有名デザイナーの服を追いかける広告業界のマネージャーというのは、理想の私ではありませんでした。もちろん、高級マンションに住むことも違いました。すさまじく強い女性、才能のあるライター、他の人に影響を及ぼすことができるような人間というのが理想の私。
そんなことに旅の途中で気づいたのですが、同時に映画『食べて、祈って、恋をして』のようなストーリーを期待されていることにも気づきました。一緒に旅していた男性との写真をFacebookに投稿したとき、こんなメッセージをたくさんもらったのです。

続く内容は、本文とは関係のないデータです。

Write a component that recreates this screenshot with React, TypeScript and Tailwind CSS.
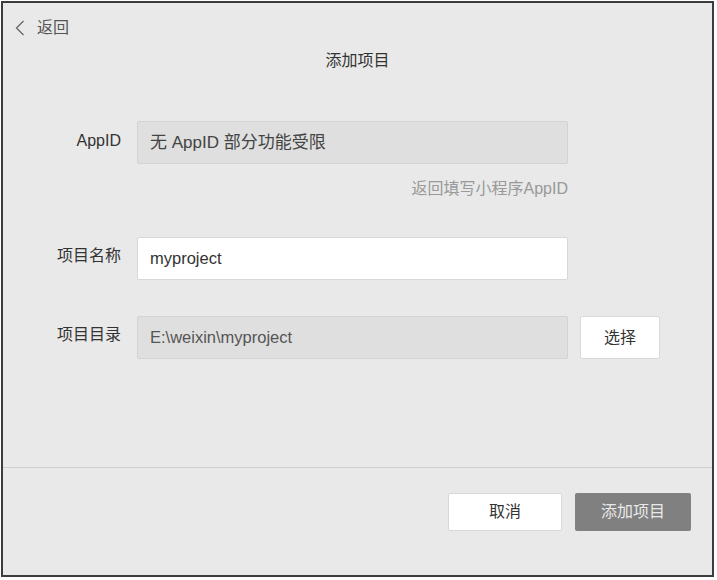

「旅行中に運命の人に出会うと思ってた!」「このイケメン誰?ついに見つけたの?」「超カッコイイ。彼氏?」
何度、「落ち着いて。ただの友達よ」というメッセージを返信したことでしょう。
多くの友達に、私の旅がラブストーリーで満たされると思わせてしまいました。完全に間違ってるとは言えないのだけど。
これは、
自分自身に恋をする旅
たしかにこれは間違いなくラブストーリーです。が、その相手は自分自身。この旅は、1人の女性が世界へと飛び出し、自分の強さと弱さを発見して、どんな時でも自身を愛するということを学ぶラブストーリーなのです。
40歳を過ぎると遅すぎる。そんな風に私たちの脳に植え付けられた恐怖なんて、まったく関係ありません。何が遅すぎるというのでしょうか?
私の旅はまだ終わっていません。次の章である、南米に到着しました。どんなに刺激的な体験が私を待っているのか…まったく想像もつきません!